The further from the original logic error one catches the error, the more difficult it is to determine the cause of the error. Because of this, one of the goals of debugging is to catch errors as early as possible. SirFact provides the SIRFACT CANCEL command and the Assert and SirFact statements to facilitate catching errors earlier rather than later.

Gather abundant error information

A second goal of debugging is to collect as much information as possible when an error occurs. A classic example of the antithesis of this is the Model 204 message M204.0553 SUBSCRIPT RANGE ERROR. This message causes request cancellation but provides virtually no information as to the cause of the problem. Until recently, this message didn't even include the name of the array to which the invalid subscript applied. Nevertheless, there are still many key pieces of information missing, such as the line of code the error occurred on, the value of the array's subscript, the values of other variables or fields from which the subscript was derived, and so on. SirFact provides the SIRFACT system parameter and the SIRFACT MAXDUMP and SIRFACT DUMP commands to collect as much information about application errors as possible.

A tremendous amount of information about the application at the time of an error is collected in SirFact dumps, under control of these commands. The data in these dumps can then be viewed using SirFact $functions or a ready-to-use application subsystem called FACT.

Ad hoc versus post hoc debugging

Ad hoc debugging

When most people think of debugging tools, they think of tools used by a programmer during the development process or perhaps when a programmer is trying to reproduce in a test environment a problem that occurred in a production environment. These types of tools are typically interactive and allow things like setting of breakpoints, examination and "manual" modification of values of variables, and tracing of code paths. Because the user of such interactive debugging tools must be familiar with the code being debugged, and because an application being debugged by such a tool must run "inside" the debugging environment, these tools are generally only useful when a programmer is running the application.

Because of the interactive nature of these types of debugging tools, they are sometimes referred to as ad hoc debugging tools. The Rocket Model 204 Janus Debugger, TN/3270 Debugger, and SoftSpy are accomplished ad hoc debugging tools available for Model 204.

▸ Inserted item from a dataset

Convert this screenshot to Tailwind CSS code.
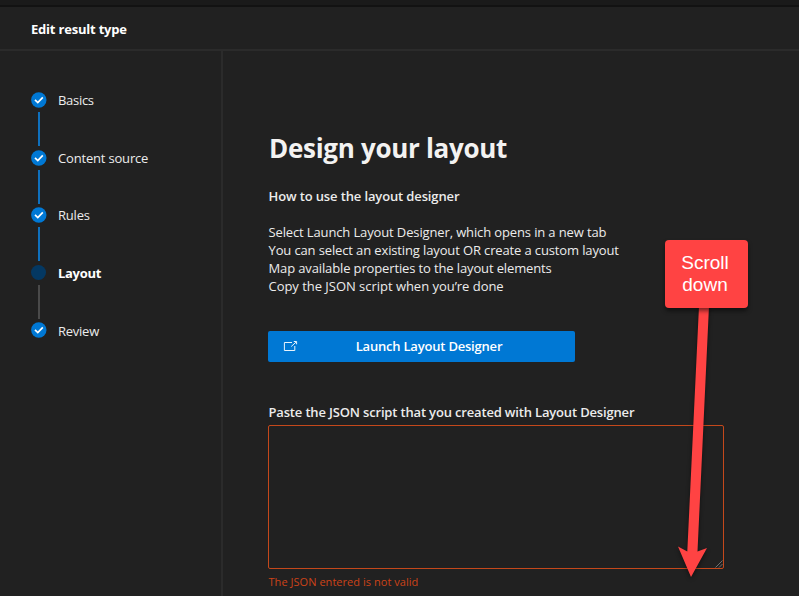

As desirable as it is to catch all errors during the development process, this is simply not possible:

All but the simplest code has just too many possible combinations of user and external inputs, database values, and environmental variables for all possible combinations to be tested. Often a bug can only be induced by specific combinations of all these variables. Because of this complexity, bugs can and will be detected without a programmer present and so outside the environment of an ad hoc debugger. Even worse, some of these bugs will not be reproducible in a test environment so that a programmer could use an ad hoc debugger to attack the problem.
Very often, a user will not remember the exact sequence of inputs they entered to cause an error, or perhaps the error was caused by a combination of user inputs and environmental problems beyond the view of the user. Often, the combination of factors that caused a bug will not be understood until the actual cause of the bug is understood. Occasionally, with timing related bugs, even understanding all the factors required to cause a bug to happen might not be sufficient to consistently reproduce the problem.

Post hoc debugging

Ad hoc debuggers are basically useless for problems that occur in production or unit-test away from the view of a programmer. Instead, a different debugging tool is needed for these kinds of problems: a post hoc debugging tool. A post hoc debugging tool is useful in solving problems that occur outside of development because:

It contains facilities to trap errors earlier rather than later.
It collects and stores as much information as possible at the time of an error.

The only real well-defeloped post hoc debugging tool available in the Model 204 environment is SirFact.

Even in the later stages of development, a post hoc debugging facility might be preferable to an ad hoc debugger. This is because a programmer might wish to quickly go through many code paths without an intrusive ad hoc debugger in the way. Because they run in production systems, post hoc debugging tools must be extremely unobtrusive. In any case, a programmer might be willing to pay a price in getting slightly less interactive debugging capabilities for the benefit of having the debugger "out of the way" most of the time.